- Born: 1974 (age 51–52)
- Occupations: Director, photographer, artist

= Menelas Siafakas =

Greek film director, photographer, and artist

Menelas Siafakas (born 1974) is an Athens-based Greek artist, filmmaker, photographer, and film festival director. Siafakas is an LGBT activist.

== Life and work ==
Siafakas has been a prolific activist and artist in the LGBTQI+ movement in Greece. Growing up in an almost invisible and politically ignored gay scene, he decided to leave Greece in the early 1990s and study sports science at the University of Glasgow. It gave him his first opportunity to live an open life. As a student councilor, Siafakas used his position to try to change society. He expanded the university's Pride celebrations from a one-day event to an entire week. He started workshops, debates, parties, and sporting events, including a sponsored run for an HIV charity.

Menelas returned to Greece in 2009. In 2011, he founded the annual queer arts festival Civil Disobedience. He is also a member of the team that sought an ultimately successful conviction of Greek Orthodox Bishop Amvrosios for homophobic hate speech. He is the founder and co-organizer of the Queer Theatre Awards for Athens since 2012. He is also involved in the ongoing fight for justice following the brutal murder of Zak Kostopoulos, one of Greece's most prominent LGBTQI+ activists, in September 2018.

=== Filmmaking and film curating ===

Since 2019, Siafakas has been a member of various film juries (e.g. Porn Film Festival Vienna), organizing screenings and public meetings in which he addresses themes of art forms and queer activism as well as the importance of film theater in the field of sexuality, social politics, and gender. He was also part of the exhibition "Eros" in 2019, which was shown at MOMus-Experimental Center for the Arts as part of the Thessaloniki Queer Arts Festival.

In 2019, the Greek Tourism Organization commissioned a commercial by Siafakas, but it was banned without any reason.

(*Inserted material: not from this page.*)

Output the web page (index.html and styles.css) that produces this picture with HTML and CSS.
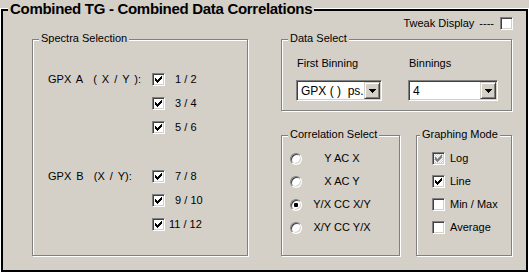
FILE: index.html
```html
<!DOCTYPE html>
<html>
<head>
<meta charset="utf-8">
<title>Combined TG - Combined Data Correlations</title>
<link rel="stylesheet" href="styles.css">
</head>
<body>
<div class="frame">
  <div class="frame-title">Combined TG - Combined Data Correlations</div>
  <div class="tweak-row">
    <span class="tweak-label">Tweak Display</span><span class="dashes">----</span><span class="cb"></span>
  </div>
  <div class="main">
    <div class="group spectra">
      <div class="legend">Spectra Selection</div>
      <div class="gpx gpx-a">
        <div class="gpx-label">GPX A&nbsp;&nbsp;( X / Y ):</div>
        <span class="cb"><svg class="check" width="7" height="7" viewBox="0 0 7 7"><path d="M0 2H1V3H2V4H3V3H4V2H5V1H6V0H7V3H6V4H5V5H4V6H3V7H2V6H1V5H0Z"/></svg></span><span class="lbl">  1 / 2</span>
        <span class="cb"><svg class="check" width="7" height="7" viewBox="0 0 7 7"><path d="M0 2H1V3H2V4H3V3H4V2H5V1H6V0H7V3H6V4H5V5H4V6H3V7H2V6H1V5H0Z"/></svg></span><span class="lbl">  3 / 4</span>
        <span class="cb"><svg class="check" width="7" height="7" viewBox="0 0 7 7"><path d="M0 2H1V3H2V4H3V3H4V2H5V1H6V0H7V3H6V4H5V5H4V6H3V7H2V6H1V5H0Z"/></svg></span><span class="lbl">  5 / 6</span>
      </div>
      <div class="gpx gpx-b">
        <div class="gpx-label">GPX B&nbsp;&nbsp;(X / Y):</div>
        <span class="cb"><svg class="check" width="7" height="7" viewBox="0 0 7 7"><path d="M0 2H1V3H2V4H3V3H4V2H5V1H6V0H7V3H6V4H5V5H4V6H3V7H2V6H1V5H0Z"/></svg></span><span class="lbl">  7 / 8</span>
        <span class="cb"><svg class="check" width="7" height="7" viewBox="0 0 7 7"><path d="M0 2H1V3H2V4H3V3H4V2H5V1H6V0H7V3H6V4H5V5H4V6H3V7H2V6H1V5H0Z"/></svg></span><span class="lbl">  9 / 10</span>
        <span class="cb"><svg class="check" width="7" height="7" viewBox="0 0 7 7"><path d="M0 2H1V3H2V4H3V3H4V2H5V1H6V0H7V3H6V4H5V5H4V6H3V7H2V6H1V5H0Z"/></svg></span><span class="lbl">11 / 12</span>
      </div>
    </div>
    <div class="right-col">
      <div class="group data">
        <div class="legend">Data Select</div>
        <div class="data-cols">
          <div class="data-col">
            <div class="data-label">First Binning</div>
            <div class="combo combo-first">
              <span class="combo-text">GPX ( )&nbsp;&nbsp;ps.</span>
              <span class="combo-btn"><svg width="7" height="4" viewBox="0 0 7 4"><path d="M0 0H7V1H6V2H5V3H4V4H3V3H2V2H1V1H0Z"/></svg></span>
            </div>
          </div>
          <div class="data-col">
            <div class="data-label">Binnings</div>
            <div class="combo combo-bin">
              <span class="combo-text">4</span>
              <span class="combo-btn"><svg width="7" height="4" viewBox="0 0 7 4"><path d="M0 0H7V1H6V2H5V3H4V4H3V3H2V2H1V1H0Z"/></svg></span>
            </div>
          </div>
        </div>
      </div>
      <div class="bottom-row">
        <div class="group corr">
          <div class="legend">Correlation Select</div>
          <div class="opt-list">
            <div class="opt"><span class="radio"></span><span class="rlbl">Y AC X</span></div>
            <div class="opt"><span class="radio"></span><span class="rlbl">X AC Y</span></div>
            <div class="opt"><span class="radio on"><span class="dot"></span></span><span class="rlbl">Y/X CC X/Y</span></div>
            <div class="opt"><span class="radio"></span><span class="rlbl">X/Y CC Y/X</span></div>
          </div>
        </div>
        <div class="group graph">
          <div class="legend legend-tight">Graphing Mode</div>
          <div class="opt-list">
            <div class="opt"><span class="cb disabled"><svg class="check" width="7" height="7" viewBox="0 0 7 7"><path d="M0 2H1V3H2V4H3V3H4V2H5V1H6V0H7V3H6V4H5V5H4V6H3V7H2V6H1V5H0Z"/></svg></span><span class="glbl">Log</span></div>
            <div class="opt"><span class="cb"><svg class="check" width="7" height="7" viewBox="0 0 7 7"><path d="M0 2H1V3H2V4H3V3H4V2H5V1H6V0H7V3H6V4H5V5H4V6H3V7H2V6H1V5H0Z"/></svg></span><span class="glbl">Line</span></div>
            <div class="opt"><span class="cb"></span><span class="glbl">Min / Max</span></div>
            <div class="opt"><span class="cb"></span><span class="glbl">Average</span></div>
          </div>
        </div>
      </div>
    </div>
  </div>
</div>
</body>
</html>
```
FILE: styles.css
```css
* { box-sizing: border-box; }
html, body { margin: 0; padding: 0; }
body {
  background: #d4d0c8;
  width: 529px;
  height: 273px;
  overflow: hidden;
  padding: 9px 0 0 1px;
  font-family: "Liberation Sans", Arial, sans-serif;
  font-size: 11px;
  line-height: 13px;
  color: #000;
}
.frame {
  width: 527px;
  height: 263px;
  border: 2px solid #000;
  box-shadow: 0 0 0 1px #fff;
}
.frame-title {
  width: fit-content;
  margin: -10px 0 0 5px;
  padding: 0 2px;
  background: #d4d0c8;
  font-weight: bold;
  font-size: 15px;
  line-height: 15px;
  letter-spacing: -0.3px;
}
.tweak-row {
  display: flex;
  justify-content: flex-end;
  align-items: center;
  height: 13px;
  margin-top: 1px;
  padding-right: 13px;
}
.dashes { margin-left: 5px; margin-right: 6px; }

/* etched group box */
.group {
  border: 1px solid #808080;
  box-shadow: 1px 1px 0 #fff, inset 1px 1px 0 #fff;
}
.legend {
  width: fit-content;
  margin: -8px 0 0 6px;
  padding: 0 2px;
  background: #d4d0c8;
  white-space: nowrap;
}
.legend-tight { margin-left: 3px; }

.main {
  display: flex;
  margin-top: 9px;
  padding-left: 29px;
  gap: 33px;
}
.spectra { width: 216px; height: 217px; }
.gpx {
  display: grid;
  grid-template-columns: 104px 13px auto;
  grid-auto-rows: 13px;
  row-gap: 11px;
  align-items: center;
  padding-left: 15px;
}
.gpx-a { margin-top: 28px; }
.gpx-b { margin-top: 36px; }
.gpx-label { grid-column: 1; grid-row: 1; white-space: pre; word-spacing: 2px; }
.gpx .cb { grid-column: 2; }
.lbl { grid-column: 3; white-space: pre; margin-left: 4px; }

/* checkbox */
.cb {
  position: relative;
  display: inline-flex;
  align-items: center;
  justify-content: center;
  width: 13px;
  height: 13px;
  flex: none;
  background: #fff;
  border: 1px solid;
  border-color: #808080 #fff #fff #808080;
  box-shadow: inset 1px 1px 0 #404040, inset -1px -1px 0 #d4d0c8;
}
.check { display: block; fill: #000; }
.cb.disabled {
  background: repeating-conic-gradient(#d4d0c8 0 25%, #fff 0 50%) 0 0 / 2px 2px;
}
.cb.disabled .check { fill: #808080; }

.right-col { width: 231px; display: flex; flex-direction: column; }
.data { height: 72px; }
.data-cols {
  display: flex;
  gap: 26px;
  padding-left: 14px;
  margin-top: 12px;
}
.data-label { padding-left: 1px; }
.combo {
  display: flex;
  align-items: stretch;
  height: 21px;
  margin-top: 10px;
  background: #fff;
  border: 1px solid;
  border-color: #808080 #fff #fff #808080;
  box-shadow: inset 1px 1px 0 #404040, inset -1px -1px 0 #d4d0c8;
  padding: 2px 2px 2px 4px;
}
.combo-first { width: 86px; }
.combo-bin { width: 90px; }
.combo-text { flex: 1; font-size: 12px; line-height: 17px; white-space: nowrap; overflow: hidden; }
.combo-btn {
  display: flex;
  align-items: center;
  justify-content: center;
  width: 16px;
  margin: -1px -1px -1px 0;
  background: #d4d0c8;
  border: 1px solid;
  border-color: #d4d0c8 #404040 #404040 #d4d0c8;
  box-shadow: inset 1px 1px 0 #fff, inset -1px -1px 0 #808080;
}
.combo-btn svg { display: block; fill: #000; }

.bottom-row { display: flex; gap: 16px; margin-top: 24px; }
.corr { width: 119px; height: 121px; }
.graph { width: 96px; height: 121px; }
.opt-list {
  display: flex;
  flex-direction: column;
  gap: 10px;
  margin-top: 11px;
}
.opt { display: flex; align-items: center; height: 13px; }
.corr .opt-list { padding-left: 8px; }
.graph .opt-list { padding-left: 15px; }

.radio {
  position: relative;
  display: inline-flex;
  align-items: center;
  justify-content: center;
  width: 12px;
  height: 12px;
  flex: none;
  border-radius: 50%;
  background: #fff;
  border: 1px solid;
  border-color: #808080 #fff #fff #808080;
  box-shadow: inset 1px 1px 0 #404040, inset -1px -1px 0 #d4d0c8;
}
.dot { width: 4px; height: 4px; background: #000; border-radius: 1px; }
.rlbl { width: 72px; margin-left: 4px; text-align: center; white-space: nowrap; }
.glbl { margin-left: 5px; white-space: nowrap; }
```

In 2020, Siafakas founded Satyrs and Maenads: the Athens Porn Film Festival, a festival dedicated to bringing together queer theory, art, and pornography. Siafaks also curated erotic film programs screened in various European cities (Vienna and San Francisco).

==== Filmography ====
Siafakas's short films:
- The Good Kid (2012)
- The Naked Truth (2012)
- Post-Orgasmic (2013)
- The Raspberry Reich GR (2015)
- Scattered Thoughts of a Young Sex Worker (2016)
- Symposium: an athenian rawmance (2017)
- Welcome to Athens (2018)
- The Melita Show The Movie (2019)

=== Photography ===
Siafakas is working as a photographer for various outlets like Kaltblut and Butt Magazine.

== Awards ==
- Best International Porn Short Film at the 2022 Porn Film Festival Vienna.